Go through the material and write it all out exactly, minus the pictures.
-------- GIVEN DATA
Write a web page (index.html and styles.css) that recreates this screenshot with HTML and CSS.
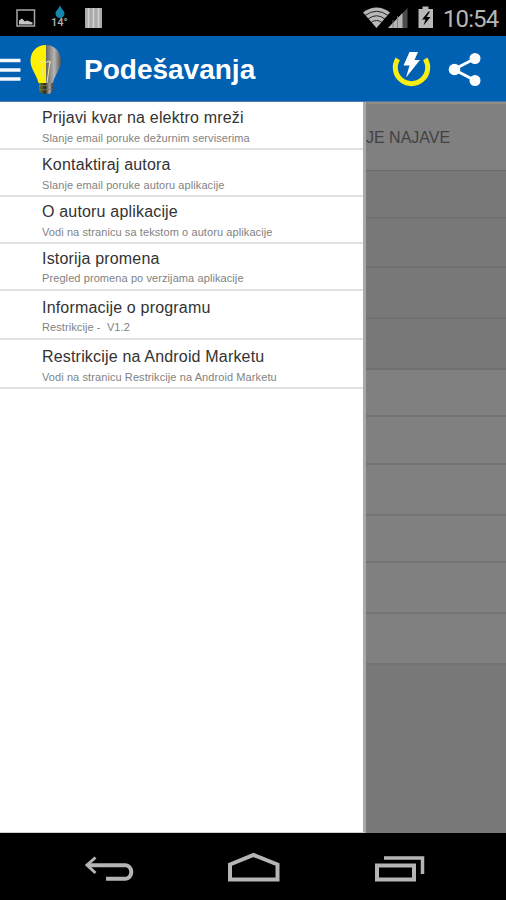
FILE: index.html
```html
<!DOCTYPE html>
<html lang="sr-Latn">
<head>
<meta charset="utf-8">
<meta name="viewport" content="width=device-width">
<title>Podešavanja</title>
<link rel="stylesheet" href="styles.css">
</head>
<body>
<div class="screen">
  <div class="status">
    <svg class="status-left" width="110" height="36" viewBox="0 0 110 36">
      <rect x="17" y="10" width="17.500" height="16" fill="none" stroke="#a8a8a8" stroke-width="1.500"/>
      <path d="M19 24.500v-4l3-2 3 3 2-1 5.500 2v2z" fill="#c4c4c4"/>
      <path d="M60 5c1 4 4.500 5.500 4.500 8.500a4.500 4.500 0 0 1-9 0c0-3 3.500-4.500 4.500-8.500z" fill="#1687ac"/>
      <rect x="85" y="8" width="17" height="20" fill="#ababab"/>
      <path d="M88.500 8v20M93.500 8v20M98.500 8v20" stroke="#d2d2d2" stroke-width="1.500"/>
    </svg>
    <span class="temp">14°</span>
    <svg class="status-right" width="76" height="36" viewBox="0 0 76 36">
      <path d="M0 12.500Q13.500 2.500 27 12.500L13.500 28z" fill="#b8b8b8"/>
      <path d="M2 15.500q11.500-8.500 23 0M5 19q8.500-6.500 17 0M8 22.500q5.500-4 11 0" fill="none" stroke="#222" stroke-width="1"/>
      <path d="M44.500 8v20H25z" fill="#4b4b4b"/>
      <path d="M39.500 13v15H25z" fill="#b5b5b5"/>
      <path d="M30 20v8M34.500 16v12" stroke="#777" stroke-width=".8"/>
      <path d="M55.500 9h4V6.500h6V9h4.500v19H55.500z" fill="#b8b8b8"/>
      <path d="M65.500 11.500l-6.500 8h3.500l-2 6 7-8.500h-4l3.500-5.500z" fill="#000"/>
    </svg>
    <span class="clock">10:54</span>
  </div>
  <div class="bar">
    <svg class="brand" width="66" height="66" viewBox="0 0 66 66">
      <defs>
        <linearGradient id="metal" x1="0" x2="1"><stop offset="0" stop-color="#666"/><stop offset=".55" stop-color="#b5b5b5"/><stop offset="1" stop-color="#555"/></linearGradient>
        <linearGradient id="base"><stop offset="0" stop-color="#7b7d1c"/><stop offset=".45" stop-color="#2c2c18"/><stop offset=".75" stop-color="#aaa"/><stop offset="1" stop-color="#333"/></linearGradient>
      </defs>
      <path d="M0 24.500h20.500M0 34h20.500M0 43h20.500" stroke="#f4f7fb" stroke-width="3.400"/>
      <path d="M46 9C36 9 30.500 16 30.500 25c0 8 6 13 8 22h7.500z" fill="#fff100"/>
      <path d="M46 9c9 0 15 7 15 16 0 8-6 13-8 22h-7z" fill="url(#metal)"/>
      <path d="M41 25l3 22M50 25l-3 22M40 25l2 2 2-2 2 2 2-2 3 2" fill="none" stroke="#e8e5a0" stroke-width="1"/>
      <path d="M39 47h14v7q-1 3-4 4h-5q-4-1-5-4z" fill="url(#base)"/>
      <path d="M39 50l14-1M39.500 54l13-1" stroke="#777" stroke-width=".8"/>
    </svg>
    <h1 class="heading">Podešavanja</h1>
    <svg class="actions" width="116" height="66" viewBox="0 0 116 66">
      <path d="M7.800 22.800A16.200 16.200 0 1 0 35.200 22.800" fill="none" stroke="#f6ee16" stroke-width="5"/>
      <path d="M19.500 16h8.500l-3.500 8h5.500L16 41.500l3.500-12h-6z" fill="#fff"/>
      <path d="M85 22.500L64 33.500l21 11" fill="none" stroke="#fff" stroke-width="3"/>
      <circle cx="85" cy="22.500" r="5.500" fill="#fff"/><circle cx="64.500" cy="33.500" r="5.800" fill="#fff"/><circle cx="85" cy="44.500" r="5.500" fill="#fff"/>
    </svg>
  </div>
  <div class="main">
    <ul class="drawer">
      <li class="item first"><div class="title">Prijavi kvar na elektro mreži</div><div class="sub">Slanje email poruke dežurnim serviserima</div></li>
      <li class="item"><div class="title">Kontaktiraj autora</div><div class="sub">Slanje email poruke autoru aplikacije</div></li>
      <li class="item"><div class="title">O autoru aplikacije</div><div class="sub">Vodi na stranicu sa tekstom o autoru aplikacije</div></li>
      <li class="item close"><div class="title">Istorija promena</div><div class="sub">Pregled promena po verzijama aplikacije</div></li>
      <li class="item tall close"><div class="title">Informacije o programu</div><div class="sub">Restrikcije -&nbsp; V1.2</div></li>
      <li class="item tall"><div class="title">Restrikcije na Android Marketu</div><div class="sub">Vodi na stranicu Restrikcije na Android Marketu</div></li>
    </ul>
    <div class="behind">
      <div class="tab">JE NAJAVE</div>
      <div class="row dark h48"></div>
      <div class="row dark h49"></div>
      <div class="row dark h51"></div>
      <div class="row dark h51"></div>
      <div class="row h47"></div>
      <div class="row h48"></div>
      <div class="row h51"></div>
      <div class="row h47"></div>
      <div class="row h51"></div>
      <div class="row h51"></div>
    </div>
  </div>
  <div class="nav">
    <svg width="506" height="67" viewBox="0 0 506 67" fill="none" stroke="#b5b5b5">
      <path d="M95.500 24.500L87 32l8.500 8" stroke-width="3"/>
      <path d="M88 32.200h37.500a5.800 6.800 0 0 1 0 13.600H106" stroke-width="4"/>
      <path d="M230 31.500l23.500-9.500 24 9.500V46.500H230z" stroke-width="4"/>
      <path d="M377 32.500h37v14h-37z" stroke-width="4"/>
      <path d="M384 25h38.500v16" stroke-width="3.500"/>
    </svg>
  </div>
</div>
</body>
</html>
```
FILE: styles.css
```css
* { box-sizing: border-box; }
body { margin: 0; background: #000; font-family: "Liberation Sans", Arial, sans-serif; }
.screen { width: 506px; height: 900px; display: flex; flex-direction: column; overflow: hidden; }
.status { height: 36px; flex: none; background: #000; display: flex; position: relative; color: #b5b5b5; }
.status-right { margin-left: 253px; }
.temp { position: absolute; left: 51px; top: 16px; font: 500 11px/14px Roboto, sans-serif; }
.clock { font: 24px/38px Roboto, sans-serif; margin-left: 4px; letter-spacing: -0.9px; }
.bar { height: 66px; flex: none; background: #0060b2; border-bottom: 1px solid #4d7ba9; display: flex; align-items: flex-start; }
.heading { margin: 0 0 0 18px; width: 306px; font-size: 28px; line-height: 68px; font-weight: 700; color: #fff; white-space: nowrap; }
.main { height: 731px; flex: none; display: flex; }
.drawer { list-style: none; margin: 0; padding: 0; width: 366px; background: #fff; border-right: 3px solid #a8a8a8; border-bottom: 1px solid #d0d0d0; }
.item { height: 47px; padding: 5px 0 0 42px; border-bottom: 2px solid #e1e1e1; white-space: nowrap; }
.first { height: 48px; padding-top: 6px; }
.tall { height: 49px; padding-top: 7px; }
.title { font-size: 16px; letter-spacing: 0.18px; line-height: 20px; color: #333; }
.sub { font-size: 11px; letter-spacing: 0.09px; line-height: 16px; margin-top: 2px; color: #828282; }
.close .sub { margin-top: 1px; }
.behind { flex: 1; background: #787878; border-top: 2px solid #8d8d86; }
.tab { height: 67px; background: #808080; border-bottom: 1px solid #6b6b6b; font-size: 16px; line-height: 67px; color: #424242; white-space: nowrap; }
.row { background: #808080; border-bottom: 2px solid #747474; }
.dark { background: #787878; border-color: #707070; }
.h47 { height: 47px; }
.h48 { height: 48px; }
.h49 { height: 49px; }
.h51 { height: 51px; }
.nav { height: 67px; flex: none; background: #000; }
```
----------------
= ANSWER TO THE PROBLEM =
Write a web page (index.html and styles.css) that recreates this screenshot with HTML and CSS.
FILE: index.html
```html
<!DOCTYPE html>
<html lang="sr-Latn">
<head>
<meta charset="utf-8">
<meta name="viewport" content="width=device-width">
<title>Podešavanja</title>
<link rel="stylesheet" href="styles.css">
</head>
<body>
<div class="screen">
  <div class="status">
    <svg class="status-left" width="110" height="36" viewBox="0 0 110 36">
      <rect x="17" y="10" width="17.500" height="16" fill="none" stroke="#a8a8a8" stroke-width="1.500"/>
      <path d="M19 24.500v-4l3-2 3 3 2-1 5.500 2v2z" fill="#c4c4c4"/>
      <path d="M60 5c1 4 4.500 5.500 4.500 8.500a4.500 4.500 0 0 1-9 0c0-3 3.500-4.500 4.500-8.500z" fill="#1687ac"/>
      <rect x="85" y="8" width="17" height="20" fill="#ababab"/>
      <path d="M88.500 8v20M93.500 8v20M98.500 8v20" stroke="#d2d2d2" stroke-width="1.500"/>
    </svg>
    <span class="temp">14°</span>
    <svg class="status-right" width="76" height="36" viewBox="0 0 76 36">
      <path d="M0 12.500Q13.500 2.500 27 12.500L13.500 28z" fill="#b8b8b8"/>
      <path d="M2 15.500q11.500-8.500 23 0M5 19q8.500-6.500 17 0M8 22.500q5.500-4 11 0" fill="none" stroke="#222" stroke-width="1"/>
      <path d="M44.500 8v20H25z" fill="#4b4b4b"/>
      <path d="M39.500 13v15H25z" fill="#b5b5b5"/>
      <path d="M30 20v8M34.500 16v12" stroke="#777" stroke-width=".8"/>
      <path d="M55.500 9h4V6.500h6V9h4.500v19H55.500z" fill="#b8b8b8"/>
      <path d="M65.500 11.500l-6.500 8h3.500l-2 6 7-8.500h-4l3.500-5.500z" fill="#000"/>
    </svg>
    <span class="clock">10:54</span>
  </div>
  <div class="bar">
    <svg class="brand" width="66" height="66" viewBox="0 0 66 66">
      <defs>
        <linearGradient id="metal" x1="0" x2="1"><stop offset="0" stop-color="#666"/><stop offset=".55" stop-color="#b5b5b5"/><stop offset="1" stop-color="#555"/></linearGradient>
        <linearGradient id="base"><stop offset="0" stop-color="#7b7d1c"/><stop offset=".45" stop-color="#2c2c18"/><stop offset=".75" stop-color="#aaa"/><stop offset="1" stop-color="#333"/></linearGradient>
      </defs>
      <path d="M0 24.500h20.500M0 34h20.500M0 43h20.500" stroke="#f4f7fb" stroke-width="3.400"/>
      <path d="M46 9C36 9 30.500 16 30.500 25c0 8 6 13 8 22h7.500z" fill="#fff100"/>
      <path d="M46 9c9 0 15 7 15 16 0 8-6 13-8 22h-7z" fill="url(#metal)"/>
      <path d="M41 25l3 22M50 25l-3 22M40 25l2 2 2-2 2 2 2-2 3 2" fill="none" stroke="#e8e5a0" stroke-width="1"/>
      <path d="M39 47h14v7q-1 3-4 4h-5q-4-1-5-4z" fill="url(#base)"/>
      <path d="M39 50l14-1M39.500 54l13-1" stroke="#777" stroke-width=".8"/>
    </svg>
    <h1 class="heading">Podešavanja</h1>
    <svg class="actions" width="116" height="66" viewBox="0 0 116 66">
      <path d="M7.800 22.800A16.200 16.200 0 1 0 35.200 22.800" fill="none" stroke="#f6ee16" stroke-width="5"/>
      <path d="M19.500 16h8.500l-3.500 8h5.500L16 41.500l3.500-12h-6z" fill="#fff"/>
      <path d="M85 22.500L64 33.500l21 11" fill="none" stroke="#fff" stroke-width="3"/>
      <circle cx="85" cy="22.500" r="5.500" fill="#fff"/><circle cx="64.500" cy="33.500" r="5.800" fill="#fff"/><circle cx="85" cy="44.500" r="5.500" fill="#fff"/>
    </svg>
  </div>
  <div class="main">
    <ul class="drawer">
      <li class="item first"><div class="title">Prijavi kvar na elektro mreži</div><div class="sub">Slanje email poruke dežurnim serviserima</div></li>
      <li class="item"><div class="title">Kontaktiraj autora</div><div class="sub">Slanje email poruke autoru aplikacije</div></li>
      <li class="item"><div class="title">O autoru aplikacije</div><div class="sub">Vodi na stranicu sa tekstom o autoru aplikacije</div></li>
      <li class="item close"><div class="title">Istorija promena</div><div class="sub">Pregled promena po verzijama aplikacije</div></li>
      <li class="item tall close"><div class="title">Informacije o programu</div><div class="sub">Restrikcije -&nbsp; V1.2</div></li>
      <li class="item tall"><div class="title">Restrikcije na Android Marketu</div><div class="sub">Vodi na stranicu Restrikcije na Android Marketu</div></li>
    </ul>
    <div class="behind">
      <div class="tab">JE NAJAVE</div>
      <div class="row dark h48"></div>
      <div class="row dark h49"></div>
      <div class="row dark h51"></div>
      <div class="row dark h51"></div>
      <div class="row h47"></div>
      <div class="row h48"></div>
      <div class="row h51"></div>
      <div class="row h47"></div>
      <div class="row h51"></div>
      <div class="row h51"></div>
    </div>
  </div>
  <div class="nav">
    <svg width="506" height="67" viewBox="0 0 506 67" fill="none" stroke="#b5b5b5">
      <path d="M95.500 24.500L87 32l8.500 8" stroke-width="3"/>
      <path d="M88 32.200h37.500a5.800 6.800 0 0 1 0 13.600H106" stroke-width="4"/>
      <path d="M230 31.500l23.500-9.500 24 9.500V46.500H230z" stroke-width="4"/>
      <path d="M377 32.500h37v14h-37z" stroke-width="4"/>
      <path d="M384 25h38.500v16" stroke-width="3.500"/>
    </svg>
  </div>
</div>
</body>
</html>
```
FILE: styles.css
```css
* { box-sizing: border-box; }
body { margin: 0; background: #000; font-family: "Liberation Sans", Arial, sans-serif; }
.screen { width: 506px; height: 900px; display: flex; flex-direction: column; overflow: hidden; }
.status { height: 36px; flex: none; background: #000; display: flex; position: relative; color: #b5b5b5; }
.status-right { margin-left: 253px; }
.temp { position: absolute; left: 51px; top: 16px; font: 500 11px/14px Roboto, sans-serif; }
.clock { font: 24px/38px Roboto, sans-serif; margin-left: 4px; letter-spacing: -0.9px; }
.bar { height: 66px; flex: none; background: #0060b2; border-bottom: 1px solid #4d7ba9; display: flex; align-items: flex-start; }
.heading { margin: 0 0 0 18px; width: 306px; font-size: 28px; line-height: 68px; font-weight: 700; color: #fff; white-space: nowrap; }
.main { height: 731px; flex: none; display: flex; }
.drawer { list-style: none; margin: 0; padding: 0; width: 366px; background: #fff; border-right: 3px solid #a8a8a8; border-bottom: 1px solid #d0d0d0; }
.item { height: 47px; padding: 5px 0 0 42px; border-bottom: 2px solid #e1e1e1; white-space: nowrap; }
.first { height: 48px; padding-top: 6px; }
.tall { height: 49px; padding-top: 7px; }
.title { font-size: 16px; letter-spacing: 0.18px; line-height: 20px; color: #333; }
.sub { font-size: 11px; letter-spacing: 0.09px; line-height: 16px; margin-top: 2px; color: #828282; }
.close .sub { margin-top: 1px; }
.behind { flex: 1; background: #787878; border-top: 2px solid #8d8d86; }
.tab { height: 67px; background: #808080; border-bottom: 1px solid #6b6b6b; font-size: 16px; line-height: 67px; color: #424242; white-space: nowrap; }
.row { background: #808080; border-bottom: 2px solid #747474; }
.dark { background: #787878; border-color: #707070; }
.h47 { height: 47px; }
.h48 { height: 48px; }
.h49 { height: 49px; }
.h51 { height: 51px; }
.nav { height: 67px; flex: none; background: #000; }
```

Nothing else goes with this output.